Computer Vision Is Better At Seeing Your Secret Emotions Than Humans

Don't even try to hide them

An angry face

Photo by Steve Depolo via Flickr, licensed under CC 2.0

A lot of people aren't able to perceive micro expressions. They're the tiny facial ticks that reveal what we're feeling when we're trying not to let it show. So, understanding those micro expressions could allow you to look deeper into peoples' faces and know what what's really going on inside.

But even people who can perceive micro expressions aren't always accurate. In 2012, researchers in Finland described what they claimed to be the first system that used a computer to detect micro expressions. In the paper, they write that computers are particularly attractive in this field, since humans are only correct about 47 percent of the time.

And computers have only gotten better at their craft. In a paper submitted to arXiv, Xiaobai Li and a team of researchers (also in Finland), share their new machine vision algorithm. And they say it's better at reading human faces than humans themselves. To test it, they first needed a database of what all of these micro expressions look like. To create the database, they asked 20 study participants to watch videos designed to elicit an emotional response. But, they were told, if they did demonstrate a response, they would have to complete a long questionnaire explaining those emotions (a brilliant deterrent). Turns out, it worked and the researchers were able to gather 164 micro expressions using a high speed camera.

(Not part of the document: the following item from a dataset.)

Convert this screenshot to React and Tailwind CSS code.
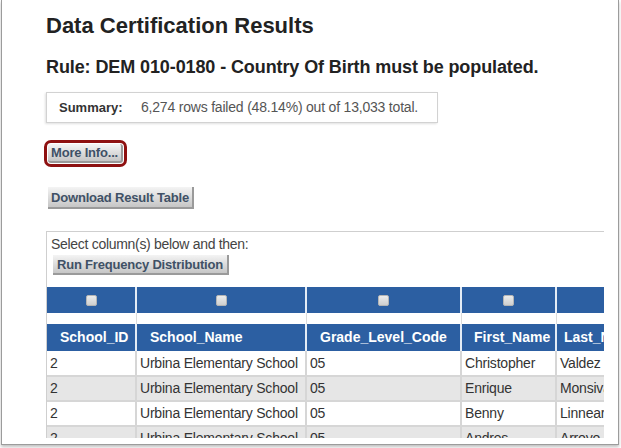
const COLS = [
  { key: 'id', label: 'School_ID', w: 'w-[89px]', pl: 'pl-[13px]' },
  { key: 'school', label: 'School_Name', w: 'w-[170px]', pl: 'pl-[13px]' },
  { key: 'grade', label: 'Grade_Level_Code', w: 'w-[155px]', pl: 'pl-[13px]' },
  { key: 'first', label: 'First_Name', w: 'w-[95px]', pl: 'pl-[12px]' },
  { key: 'last', label: 'Last_Name', w: 'w-[110px]', pl: 'pl-[7px]' },
]

const ROWS = [
  { id: '2', school: 'Urbina Elementary School', grade: '05', first: 'Christopher', last: 'Valdez' },
  { id: '2', school: 'Urbina Elementary School', grade: '05', first: 'Enrique', last: 'Monsivais' },
  { id: '2', school: 'Urbina Elementary School', grade: '05', first: 'Benny', last: 'Linnear' },
  { id: '2', school: 'Urbina Elementary School', grade: '05', first: 'Andres', last: 'Arroyo' },
]

function GrayButton({ children, className = '' }) {
  return (
    <button
      className={`bg-gradient-to-b from-[#f4f4f4] to-[#c6c6c6] border-r-2 border-b-2 border-[#9a9a9a] text-[13px] font-bold text-[#3f5166] leading-none whitespace-nowrap tracking-[-0.2px] ${className}`}
    >
      {children}
    </button>
  )
}

export default function App() {
  return (
    <div
      className="w-[621px] h-[448px] bg-white overflow-hidden"
      style={{ fontFamily: '"Liberation Sans", Arial, sans-serif' }}
    >
      <div className="ml-[1px] w-[618px] h-[445px] bg-white border-x border-b border-[#9c9c9c] shadow-[0_2px_3px_rgba(0,0,0,0.25)] overflow-hidden">
        <div className="pl-[44px] pt-[14px]">
          <h1 className="text-[22px] leading-[24px] font-bold text-[#222]">Data Certification Results</h1>
          <h2 className="mt-[19px] text-[18px] leading-[20px] font-bold text-[#222] tracking-[-0.1px]">
            Rule: DEM 010-0180 - Country Of Birth must be populated.
          </h2>

          <div className="mt-[15px] w-[392px] h-[31px] border border-[#d2d2d2] shadow-[-1px_1px_2px_rgba(0,0,0,0.12)] flex items-center pl-[12px] text-[14px] text-[#555]">
            <span className="font-bold text-[13px] text-[#333] w-[82px]">Summary:</span>
            <span className="tracking-[-0.2px]">6,274 rows failed (48.14%) out of 13,033 total.</span>
          </div>

          <div className="mt-[17px] -ml-[2px] w-[83px] h-[27px] border-[3px] border-[#8e1111] rounded-[7px] flex items-center justify-center">
            <GrayButton className="w-[75px] h-[19px] rounded-[3px] border-r-0 border-b-0 text-[13.5px]">More Info...</GrayButton>
          </div>

          <GrayButton className="mt-[20px] ml-[2px] w-[146px] h-[22px] block">Download Result Table</GrayButton>

          <div className="mt-[22px] w-[558px] h-[207px] overflow-hidden">
            <div className="w-[640px] h-full border-l border-t border-[#cfcfcf]">
              <div className="pl-[4px] pt-[5px] text-[14px] leading-[15px] text-[#444] tracking-[-0.3px]">
                Select column(s) below and then:
              </div>
              <GrayButton className="ml-[6px] mt-[3px] w-[176px] h-[20px] block">Run Frequency Distribution</GrayButton>

              <table className="mt-[12px] border-collapse table-fixed">
                <thead>
                  <tr className="h-[26px] bg-[#2c5fa2]">
                    {COLS.map(c => (
                      <th key={c.key} className={`${c.w} border-r-2 border-[#e4ecf6] p-0`}>
                        <span className="inline-block w-[11px] h-[11px] rounded-[2px] bg-gradient-to-b from-[#ececec] to-[#cfcfcf] border border-[#b5b5b5] align-middle" />
                      </th>
                    ))}
                  </tr>
                  <tr className="h-[11px] bg-white">
                    {COLS.map(c => (
                      <th key={c.key} className="border-r border-[#dcdcdc] p-0" />
                    ))}
                  </tr>
                  <tr className="h-[27px] bg-[#2c5fa2]">
                    {COLS.map(c => (
                      <th
                        key={c.key}
                        className={`${c.pl} pr-[3px] border-r-2 border-[#e4ecf6] text-[14px] font-bold text-white text-left whitespace-nowrap`}
                      >
                        {c.label}
                      </th>
                    ))}
                  </tr>
                </thead>
                <tbody>
                  {ROWS.map((r, i) => (
                    <tr key={i} className={`h-[25px] ${i % 2 ? 'bg-[#e6e6e6]' : 'bg-white'}`}>
                      {COLS.map(c => (
                        <td
                          key={c.key}
                          className="border-r-2 border-b-2 border-[#d6d6d6] px-[3px] text-[14px] text-[#333] whitespace-nowrap overflow-hidden tracking-[-0.2px]"
                        >
                          {r[c.key]}
                        </td>
                      ))}
                    </tr>
                  ))}
                </tbody>
              </table>
            </div>
          </div>
        </div>
      </div>
    </div>
  )
}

Then, the algorithm needed to learn how to recognize and interpret those expressions. The algorithm gets its super powers by being able to "magnify" the micro expressions by isolating the parts of the face that are moving, and distorting that area to move further. The algorithm then learned which emotion is attached to those particular movements.

But the real test is how does it stack up. Li and the team pitted the algorithm against lowly humans, having both watch videos of just micro expressions. Participants were instructed to identify which emotion went with which expression. Team human was about 72 percent accurate, and the computer's best accuracy was about 82 percent. The second task involved picking out micro expressions from a longer video. The researchers made it easier on humans (allowing them to replay the videos, and only having them note how many micro expressions they saw, not when they saw them), since they felt the task was "too difficult." Even with that advantage, humans scored an accuracy of about 50 percent, while the computer earned a comparable 42 percent.

All of this means, we're going to have to get a lot better at hiding our feelings from our computers.